Use phrases like “designed to,” “equipped with,” “documented,” and “verified by,” and avoid absolute promises. If a property has solar, say what’s installed and provide production history. If a home is “high-performance,” explain which systems support that statement.
For market context and technology-driven shifts that impact agent practice, it’s worth monitoring industry coverage like Inman’s technology section. It helps you anticipate what buyer agents will start asking for, and what your competitors will copy once you prove it works.
7) Lead with brand clarity: eco-luxury is a platform, not a niche
The biggest misconception is that eco-luxury limits you. In reality, it’s a platform that elevates your entire brand: you become the agent who understands modern wealth, not just the agent with pretty listing photos.
This is where leadership matters. Sustainable luxury real estate marketing requires you to hold a higher standard of precision, documentation, and client communication. But the payoff is real: tighter positioning, fewer price concessions, and a reputation that travels through the right rooms.

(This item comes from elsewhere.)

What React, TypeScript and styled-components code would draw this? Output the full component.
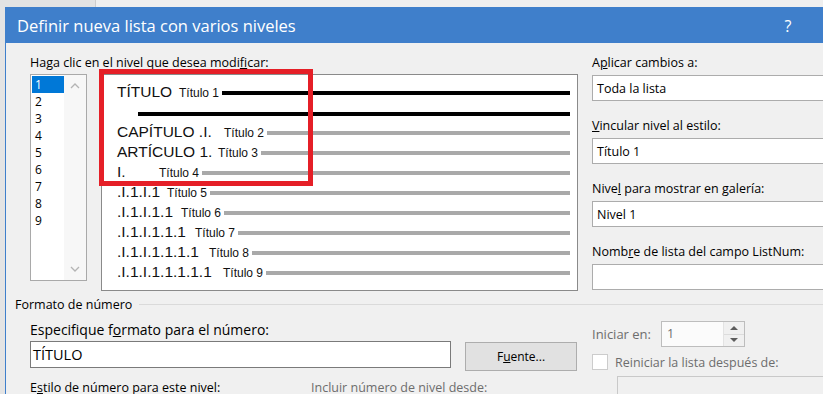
import styled, { createGlobalStyle } from 'styled-components';

const UI_FONT = "'Open Sans', 'Noto Sans', sans-serif";
const PREVIEW_FONT = "'Liberation Sans', Arial, sans-serif";
const ACCENT = '#3f7fcb';
const DISABLED = '#6d6d6d';

const GlobalStyle = createGlobalStyle`
  html, body {
    margin: 0;
    padding: 0;
  }
  body {
    background: #e4e4e4;
    font-family: ${UI_FONT};
    overflow: hidden;
  }
`;

const Screen = styled.div`
  position: relative;
  width: 823px;
  height: 394px;
  overflow: hidden;
  background: #e4e4e4;
`;

const Backdrop = styled.div`
  display: flex;
  height: 7px;
`;

const BackPane = styled.div<{ $width?: number; $bg: string }>`
  flex: ${(p) => (p.$width ? `0 0 ${p.$width}px` : '1')};
  background: ${(p) => p.$bg};
`;

const Dialog = styled.div`
  box-sizing: border-box;
  margin-left: 5px;
  width: 852px;
  height: 387px;
  border-left: 1px solid ${ACCENT};
  background: #f0f0f0;
  display: flex;
  flex-direction: column;
`;

const TitleBar = styled.div`
  flex: 0 0 36px;
  display: flex;
  align-items: center;
  padding: 1px 46px 0 11px;
  box-sizing: border-box;
  background: ${ACCENT};
  color: #fff;
  font-size: 16.5px;
`;

const Title = styled.div`
  flex: 1;
  white-space: nowrap;
`;

const HelpButton = styled.div`
  width: 46px;
  text-align: center;
  font-size: 16px;
`;

const Body = styled.div`
  padding: 11px 0 0 24px;
  font-size: 12.5px;
  color: #000;
`;

const Section = styled.div`
  display: flex;
  align-items: flex-start;
`;

const LeftArea = styled.div`
  width: 548px;
  margin-right: 14px;
`;

const RightArea = styled.div<{ $gap?: number }>`
  width: 253px;
  display: flex;
  flex-direction: column;
  gap: ${(p) => p.$gap ?? 0}px;
`;

const Label = styled.div<{ $disabled?: boolean; $size?: number }>`
  height: 17px;
  line-height: 17px;
  white-space: nowrap;
  font-size: ${(p) => (p.$size ? `${p.$size}px` : 'inherit')};
  color: ${(p) => (p.$disabled ? DISABLED : '#000')};
`;

const Key = styled.span`
  text-decoration: underline;
  text-underline-offset: 1px;
`;

const Panes = styled.div`
  display: flex;
  gap: 14px;
  margin-top: 3px;
`;

const LevelList = styled.div`
  box-sizing: border-box;
  width: 57px;
  height: 207px;
  border: 1px solid #a9a9a9;
  background: #fff;
  display: flex;
`;

const LevelItems = styled.div`
  flex: 1;
  padding: 1px 0 0 1px;
`;

const LevelItem = styled.div<{ $selected?: boolean }>`
  height: 17px;
  line-height: 17px;
  padding-left: 3px;
  font-size: 12px;
  background: ${(p) => (p.$selected ? '#0078d7' : 'transparent')};
  color: ${(p) => (p.$selected ? '#fff' : '#000')};
`;

const ScrollTrack = styled.div`
  width: 22px;
  background: #f7f7f7;
  display: flex;
  flex-direction: column;
  justify-content: space-between;
  align-items: center;
  padding: 8px 0 8px;
`;

const Preview = styled.div`
  box-sizing: border-box;
  width: 477px;
  height: 217px;
  border: 1px solid #8a8a8a;
  background: #fff;
  padding: 7px 7px 0 15px;
  font-family: ${PREVIEW_FONT};
  color: #111;
`;

const PreviewRow = styled.div`
  display: flex;
  align-items: baseline;
  height: 20px;
  white-space: nowrap;
`;

const RuleRow = styled.div`
  display: flex;
  align-items: center;
  box-sizing: border-box;
  height: 20px;
  padding: 3px 0 0 21px;
`;

const NumberText = styled.span<{ $width: number }>`
  flex: 0 0 ${(p) => p.$width}px;
  font-size: 15.5px;
  line-height: 20px;
`;

const StyleText = styled.span`
  font-size: 12px;
  line-height: 20px;
`;

const Bar = styled.div<{ $dark?: boolean; $solo?: boolean }>`
  flex: 1;
  height: 4px;
  margin-left: ${(p) => (p.$solo ? 0 : 3)}px;
  background: ${(p) => (p.$dark ? '#000' : '#a9a9a9')};
  transform: translateY(${(p) => (p.$solo ? 0 : -2)}px);
`;

const FieldBox = styled.div`
  box-sizing: border-box;
  height: 26px;
  margin-top: 4px;
  border: 1px solid #acacac;
  background: #fff;
  padding-left: 4px;
  display: flex;
  align-items: center;
  font-size: 12.5px;
`;

const GroupHeader = styled.div`
  display: flex;
  align-items: center;
  margin: 5px 0 0 -15px;
  height: 17px;
  line-height: 17px;
`;

const GroupLine = styled.div`
  flex: 1;
  height: 1px;
  margin-left: 7px;
  background: #dadada;
`;

const BottomSection = styled(Section)`
  margin-top: 8px;
`;

const InputRow = styled.div`
  display: flex;
  align-items: flex-start;
  gap: 14px;
  margin-top: 3px;
`;

const FormatInput = styled.div`
  box-sizing: border-box;
  width: 421px;
  height: 27px;
  border: 1px solid #7a7a7a;
  background: #fff;
  padding-left: 2px;
  display: flex;
  align-items: center;
  font-size: 14.5px;
`;

const Button = styled.div`
  box-sizing: border-box;
  width: 112px;
  height: 29px;
  margin-top: 1px;
  border: 1px solid #adadad;
  background: #e1e1e1;
  display: flex;
  align-items: center;
  justify-content: center;
  font-size: 12px;
`;

const LabelPair = styled.div`
  display: grid;
  grid-template-columns: 281px auto;
  margin-top: 8px;
`;

const SpinRow = styled.div`
  display: flex;
  align-items: center;
  height: 26px;
`;

const SpinLabel = styled(Label)`
  width: 69px;
`;

const Spin = styled.div`
  box-sizing: border-box;
  width: 84px;
  height: 26px;
  border: 1px solid #bdbdbd;
  background: #fbfbfb;
  display: flex;
`;

const SpinValue = styled.div`
  flex: 1;
  padding: 3px 0 0 5px;
  font-size: 12.5px;
  color: ${DISABLED};
`;

const SpinButtons = styled.div`
  width: 20px;
  display: flex;
  flex-direction: column;
  border-left: 1px solid #e3e3e3;
`;

const SpinButton = styled.div<{ $down?: boolean }>`
  flex: 1;
  display: flex;
  align-items: center;
  justify-content: center;
  background: #f0f0f0;
  border-top: ${(p) => (p.$down ? '1px solid #dcdcdc' : 'none')};
`;

const CheckRow = styled.div`
  display: flex;
  align-items: center;
  height: 20px;
  margin-top: 5px;
`;

const CheckBox = styled.div`
  box-sizing: border-box;
  width: 16px;
  height: 16px;
  border: 1px solid #cccccc;
  background: #fff;
  margin-right: 7px;
`;

const DisabledBox = styled.div`
  box-sizing: border-box;
  height: 40px;
  margin: 4px 0 0 25px;
  border: 1px solid #c9c9c9;
  background: #f0f0f0;
`;

const Annotation = styled.div`
  position: absolute;
  left: 99px;
  top: 69px;
  width: 214px;
  height: 117px;
  box-sizing: border-box;
  border: 5px solid #e51f27;
  pointer-events: none;
`;

const Chevron = ({ down }: { down?: boolean }) => (
  <svg width="10" height="6" viewBox="0 0 10 6">
    <polyline
      points={down ? '1,1 5,5 9,1' : '1,5 5,1 9,5'}
      fill="none"
      stroke="#b4b4b4"
      strokeWidth="1.3"
    />
  </svg>
);

const Triangle = ({ down }: { down?: boolean }) => (
  <svg width="8" height="4" viewBox="0 0 8 4">
    <polygon points={down ? '0,0 8,0 4,4' : '0,4 8,4 4,0'} fill="#5c5c5c" />
  </svg>
);

type Level = { num: string; style: string; width: number; dark?: boolean };

const levels: Level[] = [
  { num: 'TÍTULO', style: 'Título 1', width: 62, dark: true },
  { num: 'CAPÍTULO .I.', style: 'Título 2', width: 107 },
  { num: 'ARTÍCULO 1.', style: 'Título 3', width: 101 },
  { num: 'I.', style: 'Título 4', width: 42 },
  { num: '.I.1.I.1', style: 'Título 5', width: 50 },
  { num: '.I.1.I.1.1', style: 'Título 6', width: 64 },
  { num: '.I.1.I.1.1.1', style: 'Título 7', width: 78 },
  { num: '.I.1.I.1.1.1.1', style: 'Título 8', width: 92 },
  { num: '.I.1.I.1.1.1.1.1', style: 'Título 9', width: 106 },
];

const LevelRow = ({ level }: { level: Level }) => (
  <PreviewRow>
    <NumberText $width={level.width}>{level.num}</NumberText>
    <StyleText>{level.style}</StyleText>
    <Bar $dark={level.dark} />
  </PreviewRow>
);

const App = () => (
  <Screen>
    <GlobalStyle />
    <Backdrop>
      <BackPane $width={95} $bg="#e3e3e3" />
      <BackPane $width={1} $bg="#cdcdcd" />
      <BackPane $bg="#efefef" />
    </Backdrop>
    <Dialog>
      <TitleBar>
        <Title>Definir nueva lista con varios niveles</Title>
        <HelpButton>?</HelpButton>
      </TitleBar>
      <Body>
        <Section>
          <LeftArea>
            <Label>
              Haga clic en el nivel que desea modi<Key>f</Key>icar:
            </Label>
            <Panes>
              <LevelList>
                <LevelItems>
                  {['1', '2', '3', '4', '5', '6', '7', '8', '9'].map((n) => (
                    <LevelItem key={n} $selected={n === '1'}>
                      {n}
                    </LevelItem>
                  ))}
                </LevelItems>
                <ScrollTrack>
                  <Chevron />
                  <Chevron down />
                </ScrollTrack>
              </LevelList>
              <Preview>
                <LevelRow level={levels[0]} />
                <RuleRow>
                  <Bar $dark $solo />
                </RuleRow>
                {levels.slice(1).map((l) => (
                  <LevelRow key={l.style} level={l} />
                ))}
              </Preview>
            </Panes>
          </LeftArea>
          <RightArea $gap={16}>
            <div>
              <Label>
                A<Key>p</Key>licar cambios a:
              </Label>
              <FieldBox>Toda la lista</FieldBox>
            </div>
            <div>
              <Label>
                <Key>V</Key>incular nivel al estilo:
              </Label>
              <FieldBox>Título 1</FieldBox>
            </div>
            <div>
              <Label>
                Nive<Key>l</Key> para mostrar en galería:
              </Label>
              <FieldBox>Nivel 1</FieldBox>
            </div>
            <div>
              <Label>
                Nomb<Key>r</Key>e de lista del campo ListNum:
              </Label>
              <FieldBox />
            </div>
          </RightArea>
        </Section>

        <GroupHeader>
          Formato de número
          <GroupLine />
        </GroupHeader>

        <BottomSection>
          <LeftArea>
            <Label $size={14}>
              Especifique f<Key>o</Key>rmato para el número:
            </Label>
            <InputRow>
              <FormatInput>TÍTULO</FormatInput>
              <Button>
                F<Key>u</Key>ente...
              </Button>
            </InputRow>
            <LabelPair>
              <Label>
                E<Key>s</Key>tilo de número para este nivel:
              </Label>
              <Label $disabled>Incluir número de nivel desde:</Label>
            </LabelPair>
          </LeftArea>
          <RightArea>
            <SpinRow>
              <SpinLabel $disabled $size={13}>
                Iniciar en:
              </SpinLabel>
              <Spin>
                <SpinValue>1</SpinValue>
                <SpinButtons>
                  <SpinButton>
                    <Triangle />
                  </SpinButton>
                  <SpinButton $down>
                    <Triangle down />
                  </SpinButton>
                </SpinButtons>
              </Spin>
            </SpinRow>
            <CheckRow>
              <CheckBox />
              <Label $disabled>Reiniciar la lista después de:</Label>
            </CheckRow>
            <DisabledBox />
          </RightArea>
        </BottomSection>
      </Body>
    </Dialog>
    <Annotation />
  </Screen>
);

export default App;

At RE Luxe Leaders®, we see the same growth arc when this is implemented well: listing appointments become calmer because your seller feels protected. Buyer conversations become cleaner because your story is evidenced. And your team gains a repeatable system that scales without diluting quality. If you want to operationalize this across your marketing, listing process, and team training, start here: RE Luxe Leaders®.
Conclusion: build the kind of luxury brand that lasts
Eco-luxury isn’t a trend to ride. It’s a market signal about where premium real estate is heading: performance, resilience, and proof-backed storytelling. The agents who lead this shift will earn more than market share. They’ll earn trust.
Build your proof stack. Tighten your language. Systemize execution. Then let your marketing do what it’s supposed to do at this level: attract the right clients, defend premium pricing, and create freedom through repeatable excellence.